これは冗談だが、頑固ジジイそのものといったクローデルの顔を好きません。彼の詩や劇のセリフには素晴らしいものがあることを認めますが。
「多神教を私は嫌悪する」とクローデルはロマンに書き送っています。いま、僕は、その多神教の原点である熊野に移住しようとしています。広葉樹と針葉樹が入り混じる熊野の森。木々や岩や滝や山への信仰。南方熊楠が採集した生命の原型ともいえる「粘菌」の森。そうした土地へ移り住もうとしています。

今回は一時帰国。約6週間の滞在です。明後日成田へ向けて出発です。
その間、ブログはお休みします。通信手段を日本で手に入れられれば、途中、投稿ができるかもしれません。

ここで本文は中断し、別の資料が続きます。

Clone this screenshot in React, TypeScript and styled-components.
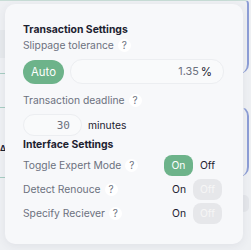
import React from 'react';
import styled, { createGlobalStyle } from 'styled-components';

const GlobalStyle = createGlobalStyle`
  html, body {
    margin: 0;
    padding: 0;
  }
  body {
    font-family: Inter, "Noto Sans", sans-serif;
    background: #eef0f3;
  }
`;

const Page = styled.div`
  position: relative;
  width: 251px;
  height: 250px;
  overflow: hidden;
  background: #eef0f3;
`;

const Backdrop = styled.div`
  display: flex;
  flex-direction: column;
  width: 249px;
`;

const BackPanel = styled.div<{ $h: number; $top?: boolean }>`
  box-sizing: border-box;
  height: ${(p) => p.$h}px;
  border-right: 2px solid #8d9ed6;
  border-top: 1px solid ${(p) => (p.$top ? '#c8ddd6' : 'transparent')};
  border-radius: ${(p) => (p.$top ? '0 4px 10px 0' : '0 10px 10px 0')};
  display: flex;
  flex-direction: column;
`;

const LeftBand = styled.div<{ $h: number; $mt?: number }>`
  width: 6px;
  height: ${(p) => p.$h}px;
  margin-top: ${(p) => p.$mt ?? 0}px;
  background: #e6e9ec;
`;

const LeftLine = styled.div<{ $mt?: number }>`
  width: 6px;
  height: 1px;
  margin-top: ${(p) => p.$mt ?? 0}px;
  background: #a7cdc2;
`;

const Glyph = styled.div`
  margin-top: 36px;
  font-size: 8px;
  font-weight: 700;
  line-height: 8px;
  color: #1d2230;
`;

const Spacer = styled.div<{ $h: number }>`
  height: ${(p) => p.$h}px;
`;

const GreyBlob = styled.div`
  align-self: flex-end;
  width: 10px;
  height: 17px;
  border-radius: 6px;
  background: #e4e6ea;
`;

const Card = styled.div`
  position: absolute;
  left: 5px;
  top: 4px;
  width: 238px;
  height: 240px;
  box-sizing: border-box;
  padding: 19px 19px 0 18px;
  background: #f7f8fa;
  border-radius: 10px;
  box-shadow: 0 2px 8px rgba(60, 70, 90, 0.08);
  display: flex;
  flex-direction: column;
`;

const Title = styled.div`
  font-size: 10.4px;
  font-weight: 700;
  color: #1d2230;
  line-height: 14px;
`;

const LabelRow = styled.div<{ $mt?: number }>`
  display: flex;
  align-items: center;
  gap: 4px;
  margin-top: ${(p) => p.$mt ?? 0}px;
  font-size: 10.3px;
  color: #6c717e;
  line-height: 14px;
`;

const Help = styled.span`
  display: inline-flex;
  align-items: center;
  justify-content: center;
  width: 13px;
  height: 13px;
  border-radius: 50%;
  background: #ffffff;
  font-size: 10px;
  color: #6c717e;
`;

const SlipRow = styled.div`
  display: flex;
  align-items: center;
  gap: 6px;
  margin-top: 7px;
`;

const Pill = styled.div<{ $on?: boolean }>`
  display: flex;
  align-items: center;
  justify-content: center;
  width: 29px;
  height: 21px;
  border-radius: 8px;
  font-size: 10.3px;
  color: ${(p) => (p.$on ? '#ffffff' : '#f6f6f6')};
  background: ${(p) => (p.$on ? '#6db38a' : '#e6e7ea')};
`;

const AutoPill = styled(Pill)`
  height: 24px;
  width: 41px;
  border-radius: 12px;
  font-size: 11.3px;
`;

const Field = styled.div<{ $w: number; $h: number }>`
  box-sizing: border-box;
  width: ${(p) => p.$w}px;
  height: ${(p) => p.$h}px;
  flex-shrink: 0;
  display: flex;
  align-items: center;
  justify-content: flex-end;
  padding-right: 11px;
  border: 1px solid #eceef1;
  border-radius: 12px;
  background: #f9fafb;
  font-size: 10.8px;
  color: #6c717e;
`;

const Percent = styled.span`
  margin-left: 2px;
  font-size: 11.5px;
  color: #1d2230;
`;

const Mono = styled.span`
  font-family: "DejaVu Sans Mono", "Liberation Mono", monospace;
  font-size: 11px;
  color: #6c717e;
`;

const DeadlineRow = styled.div`
  display: flex;
  align-items: center;
  gap: 6px;
  margin-top: 7px;
  font-size: 10.3px;
  color: #1d2230;
`;

const Section = styled.div<{ $mt: number }>`
  margin-top: ${(p) => p.$mt}px;
`;

const ToggleRow = styled.div`
  display: flex;
  align-items: center;
  justify-content: space-between;
  height: 22px;
  margin-top: 2px;
  margin-right: 2px;
`;

const Toggle = styled.div`
  display: flex;
  align-items: center;
`;

const PlainOpt = styled.div`
  padding: 0 7px;
  font-size: 10.3px;
  color: #1d2230;
`;

const rows = [
  { label: 'Toggle Expert Mode', on: true },
  { label: 'Detect Renouce', on: false },
  { label: 'Specify Reciever', on: false },
];

const App: React.FC = () => {
  return (
    <>
      <GlobalStyle />
      <Page>
        <Backdrop>
          <BackPanel $h={74} $top>
            <LeftBand $h={28} $mt={29} />
            <LeftLine $mt={15} />
          </BackPanel>
          <Spacer $h={32} />
          <BackPanel $h={71}>
            <LeftLine />
            <Glyph>Δ</Glyph>
            <LeftLine $mt={25} />
          </BackPanel>
          <Spacer $h={18} />
          <GreyBlob />
        </Backdrop>
        <Card>
          <Title>Transaction Settings</Title>
          <LabelRow $mt={1}>
            Slippage tolerance <Help>?</Help>
          </LabelRow>
          <SlipRow>
            <AutoPill $on>Auto</AutoPill>
            <Field $w={154} $h={25}>
              1.35<Percent>%</Percent>
            </Field>
          </SlipRow>
          <LabelRow $mt={9}>
            Transaction deadline <Help>?</Help>
          </LabelRow>
          <DeadlineRow>
            <Field $w={59} $h={22}>
              <Mono>30</Mono>
            </Field>
            minutes
          </DeadlineRow>
          <Section $mt={2}>
            <Title>Interface Settings</Title>
          </Section>
          {rows.map((r) => (
            <ToggleRow key={r.label}>
              <LabelRow>
                {r.label} <Help>?</Help>
              </LabelRow>
              <Toggle>
                {r.on ? <Pill $on>On</Pill> : <PlainOpt>On</PlainOpt>}
                {r.on ? <PlainOpt>Off</PlainOpt> : <Pill>Off</Pill>}
              </Toggle>
            </ToggleRow>
          ))}
        </Card>
      </Page>
    </>
  );
};

export default App;
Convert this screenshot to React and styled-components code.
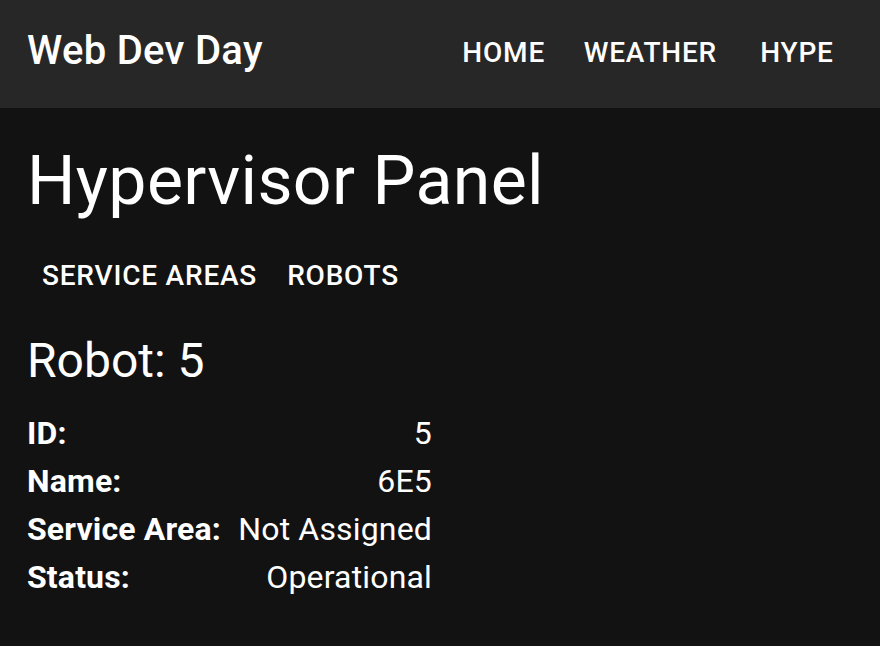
import React from "react";
import styled, { createGlobalStyle } from "styled-components";

const GlobalStyle = createGlobalStyle`
  html, body {
    margin: 0;
    padding: 0;
    background: #121212;
    color: #ffffff;
    font-family: Roboto, "Liberation Sans", sans-serif;
  }
  #root {
    min-height: 646px;
  }
`;

const AppBar = styled.header`
  height: 108px;
  background: #272727;
  display: flex;
  align-items: center;
  padding: 0 19px 7px 27px;
  box-sizing: border-box;
`;

AppBar.Title = styled.h6`
  margin: 0;
  flex: 1;
  font-size: 40px;
  line-height: 64px;
  font-weight: 500;
  letter-spacing: 0.0075em;
`;

const NavButton = styled.a`
  min-width: 128px;
  box-sizing: border-box;
  margin-top: 4px;
  padding: 0 16px;
  text-align: center;
  font-size: 28px;
  line-height: 49px;
  font-weight: 500;
  letter-spacing: 0.02857em;
  text-transform: uppercase;
  color: #ffffff;
  cursor: pointer;
`;

const Main = styled.main`
  padding: 0 27px;
`;

const Heading = styled.h1`
  margin: 31px 0 0;
  font-size: 68px;
  line-height: 84px;
  font-weight: 400;
  letter-spacing: 0.005em;
`;

const Tabs = styled.nav`
  display: flex;
  margin-top: 33px;
`;

const Tab = styled.span`
  padding: 0 15px;
  font-size: 28px;
  line-height: 40px;
  font-weight: 500;
  letter-spacing: 0.02857em;
  text-transform: uppercase;
  cursor: pointer;
`;

const RobotTitle = styled.h2`
  margin: 33px 0 0;
  font-size: 48px;
  line-height: 64px;
  font-weight: 400;
`;

const Details = styled.dl`
  margin: 16px 0 0;
  width: 405px;
  display: grid;
  grid-template-columns: auto 1fr;
  column-gap: 14px;
  font-size: 32px;
  line-height: 48px;
  letter-spacing: 0.005em;
`;

Details.Label = styled.dt`
  font-weight: 700;
  white-space: nowrap;
`;

Details.Value = styled.dd`
  margin: 0;
  text-align: right;
  font-weight: 400;
  white-space: nowrap;
`;

const robot = {
  id: 5,
  name: "6E5",
  serviceArea: null,
  status: "Operational",
};

const App = () => {
  const rows = [
    ["ID:", robot.id],
    ["Name:", robot.name],
    ["Service Area:", robot.serviceArea || "Not Assigned"],
    ["Status:", robot.status],
  ];
  return (
    <>
      <GlobalStyle />
      <AppBar>
        <AppBar.Title>Web Dev Day</AppBar.Title>
        <NavButton>Home</NavButton>
        <NavButton>Weather</NavButton>
        <NavButton>Hype</NavButton>
      </AppBar>
      <Main>
        <Heading>Hypervisor Panel</Heading>
        <Tabs>
          <Tab>Service Areas</Tab>
          <Tab>Robots</Tab>
        </Tabs>
        <RobotTitle>Robot: {robot.id}</RobotTitle>
        <Details>
          {rows.map(([label, value]) => (
            <React.Fragment key={label}>
              <Details.Label>{label}</Details.Label>
              <Details.Value>{value}</Details.Value>
            </React.Fragment>
          ))}
        </Details>
      </Main>
    </>
  );
};

export default App;
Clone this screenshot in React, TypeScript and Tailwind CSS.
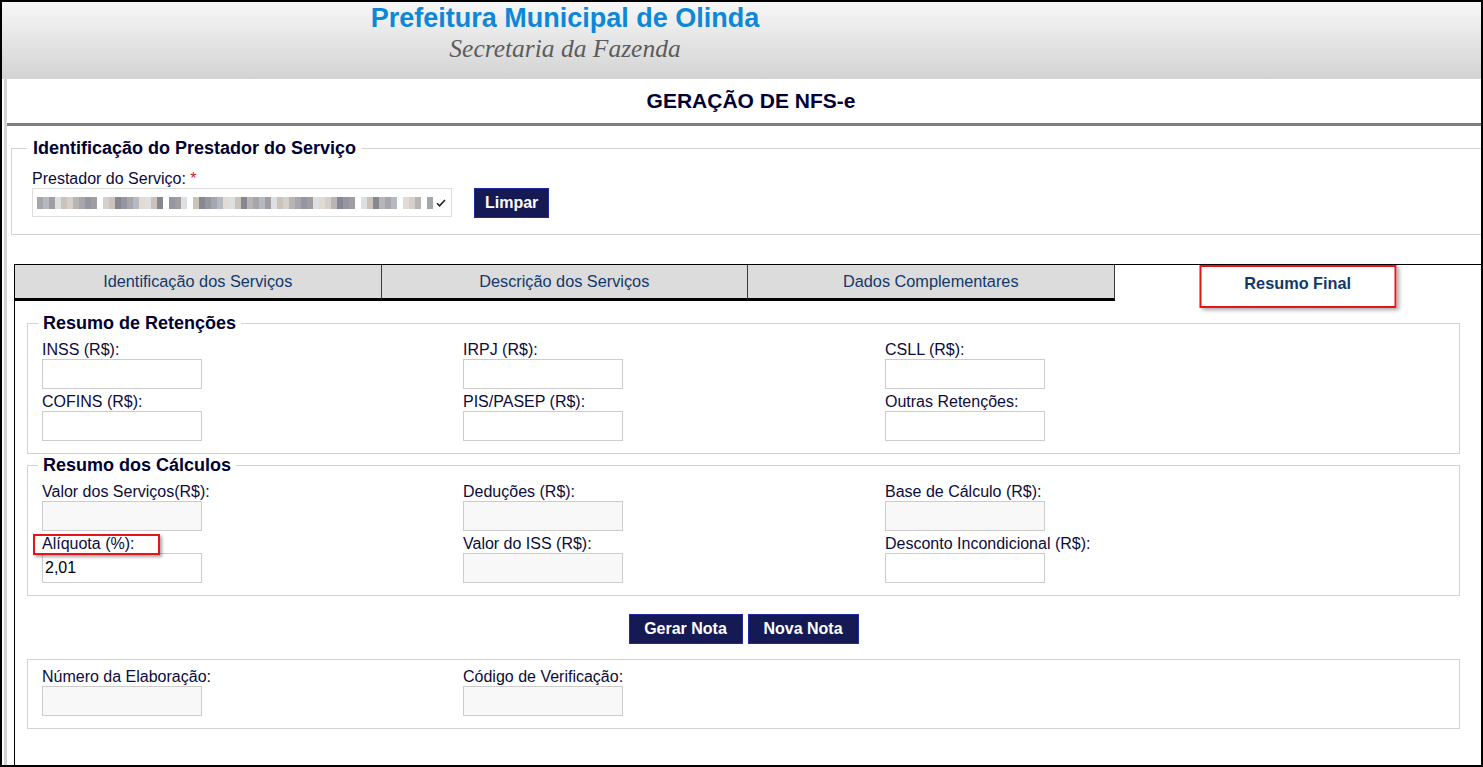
import React from 'react';

const labelCls = 'h-[19px] leading-[19px] text-[16px] text-[#0c0c3c] whitespace-nowrap';

interface FieldProps {
  label: string;
  value?: string;
  disabled?: boolean;
  highlight?: boolean;
}

function Field({ label, value = '', disabled = false, highlight = false }: FieldProps) {
  return (
    <div className="flex flex-col">
      <div className={`relative ${labelCls}`}>
        {label}
        {highlight && (
          <span className="absolute left-[-9px] top-0 w-[127px] h-[21px] border-2 border-[#e8141b] shadow-[2px_2px_3px_rgba(0,0,0,0.35)]" />
        )}
      </div>
      <input
        readOnly
        disabled={disabled}
        defaultValue={value}
        className={`w-[160px] h-[30px] border border-[#cccccc] px-[2px] text-[16px] text-black outline-none ${
          disabled ? 'bg-[#f8f8f8]' : 'bg-white'
        }`}
      />
    </div>
  );
}

function Legend({ children }: { children: React.ReactNode }) {
  return <legend className="ml-[10px] px-[5px] text-[18px] leading-[20px] font-bold text-[#000033]">{children}</legend>;
}

// pixelated (censored) provider name
const blurColors = ['#b9b5b6', '#a19da0', '#d6d0ca', '#9497a2', '#e2dbd4', '#878792', '#b4b9c2', '#cbc2b9', '#a8a6ad', '#dedfe3'];
const blurWords = [10, 10, 3, 27, 6, 3, 1];

function BlurredName() {
  let n = 0;
  return (
    <div className="flex items-center gap-[6px]">
      {blurWords.map((len, w) => (
        <div key={w} className="flex">
          {[...Array(len)].map((_, i) => {
            n++;
            return (
              <span
                key={i}
                className="block w-[6px] h-[12px]"
                style={{ backgroundColor: blurColors[(n * 7 + w * 3 + (n % 3)) % blurColors.length] }}
              />
            );
          })}
        </div>
      ))}
    </div>
  );
}

const tabs = ['Identificação dos Serviços', 'Descrição dos Serviços', 'Dados Complementares'];

export default function App() {
  return (
    <div className="w-[1483px] h-[767px] border-2 border-black flex flex-col overflow-hidden bg-white font-['Liberation_Sans',Arial,sans-serif]">
      {/* cabeçalho */}
      <div className="h-[77px] shrink-0 bg-gradient-to-b from-[#f7f7f7] to-[#d3d3d3]">
        <div className="w-[1126px] flex flex-col items-center pt-[1px]">
          <div className="text-[27px] leading-[30px] font-bold text-[#0d87d7]">Prefeitura Municipal de Olinda</div>
          <div className="mt-[2px] text-[25.5px] leading-[28px] italic text-[#5c5c5c] font-['Liberation_Serif','Times_New_Roman',serif]">
            Secretaria da Fazenda
          </div>
        </div>
      </div>

      <div className="flex-1 flex flex-col ml-[2px] border-l-[3px] border-[#d4d4d4]">
        <div className="h-[44px] shrink-0 flex items-center justify-center pl-[14px] text-[21px] font-bold text-[#000033]">
          GERAÇÃO DE NFS-e
        </div>
        <div className="h-[3px] shrink-0 bg-[#808080]" />

        {/* prestador */}
        <fieldset className="mt-[12px] ml-[4px] border border-r-0 border-[#d3d3d3] pt-[10px] pb-[16px]">
          <legend className="ml-[15px] px-[6px] text-[18px] leading-[21px] font-bold text-[#000033]">
            Identificação do Prestador do Serviço
          </legend>
          <div className="pl-[20px]">
            <div className={labelCls}>
              Prestador do Serviço: <span className="text-[#c0262d]">*</span>
            </div>
            <div className="flex items-start">
              <div className="w-[420px] h-[29px] border border-[#dddddd] bg-white flex items-center justify-between pl-[4px] pr-[5px]">
                <BlurredName />
                <svg width="10" height="8" viewBox="0 0 10 8" className="shrink-0">
                  <path d="M1 4.2 L3.6 6.8 L9 1" fill="none" stroke="#222" strokeWidth="1.6" />
                </svg>
              </div>
              <button className="ml-[22px] h-[30px] px-[10px] bg-[#151a55] border border-[#1f2aa0] text-white font-bold text-[16px]">
                Limpar
              </button>
            </div>
          </div>
        </fieldset>

        {/* abas */}
        <div className="flex-1 mt-[29px] ml-[7px] border-l border-t border-black flex flex-col">
          <div className="grid grid-cols-4 h-[36px] shrink-0">
            {tabs.map((t) => (
              <div
                key={t}
                className="bg-[#dcdcdc] border-r border-[#3a3a3a] border-b-[3px] border-b-black flex items-center justify-center text-[16.3px] text-[#12386a]"
              >
                {t}
              </div>
            ))}
            <div className="relative flex items-start justify-center pt-[6px] text-[16.3px] font-bold text-[#12386a]">
              Resumo Final
              <span className="absolute left-1/2 -translate-x-1/2 top-0 w-[197px] h-[43px] border-2 border-[#e8141b] shadow-[2px_2px_4px_rgba(0,0,0,0.35)]" />
            </div>
          </div>

          <div className="ml-[12px] mr-[21px] flex flex-col">
            <fieldset className="mt-[12px] border border-[#d3d3d3] pt-[7px] pb-[12px]">
              <Legend>Resumo de Retenções</Legend>
              <div className="pl-[14px] grid grid-cols-[421px_422px_1fr] gap-y-[3px]">
                <Field label="INSS (R$):" />
                <Field label="IRPJ (R$):" />
                <Field label="CSLL (R$):" />
                <Field label="COFINS (R$):" />
                <Field label="PIS/PASEP (R$):" />
                <Field label="Outras Retenções:" />
              </div>
            </fieldset>

            <fieldset className="mt-[1px] border border-[#d3d3d3] pt-[7px] pb-[12px]">
              <Legend>Resumo dos Cálculos</Legend>
              <div className="pl-[14px] grid grid-cols-[421px_422px_1fr] gap-y-[3px]">
                <Field label="Valor dos Serviços(R$):" disabled />
                <Field label="Deduções (R$):" disabled />
                <Field label="Base de Cálculo (R$):" disabled />
                <Field label="Alíquota (%):" value="2,01" highlight />
                <Field label="Valor do ISS (R$):" disabled />
                <Field label="Desconto Incondicional (R$):" />
              </div>
            </fieldset>

            <div className="mt-[18px] flex justify-center gap-[5px]">
              <button className="w-[114px] h-[30px] bg-[#151a55] border border-[#1f2aa0] text-white font-bold text-[16px]">
                Gerar Nota
              </button>
              <button className="w-[111px] h-[30px] bg-[#151a55] border border-[#1f2aa0] text-white font-bold text-[16px]">
                Nova Nota
              </button>
            </div>

            <fieldset className="mt-[15px] border border-[#d3d3d3] pt-[7px] pb-[12px]">
              <div className="pl-[14px] grid grid-cols-[421px_422px_1fr]">
                <Field label="Número da Elaboração:" disabled />
                <Field label="Código de Verificação:" disabled />
              </div>
            </fieldset>
          </div>
        </div>
      </div>
    </div>
  );
}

そうでなければ、ペタ返しもコメントも出来ないので、ご容赦ください。こんど再開する時は、ハンドル・ネームは変えるかもしれません。
3月に帰ったら家を売ります。家を売って日本帰還が実現するよう全力を挙げます。日本へ帰還後もブログは続ける積りです。その時は、またのご交流をお願いします。今日までのご支援に深く感謝します。ありがとうございました。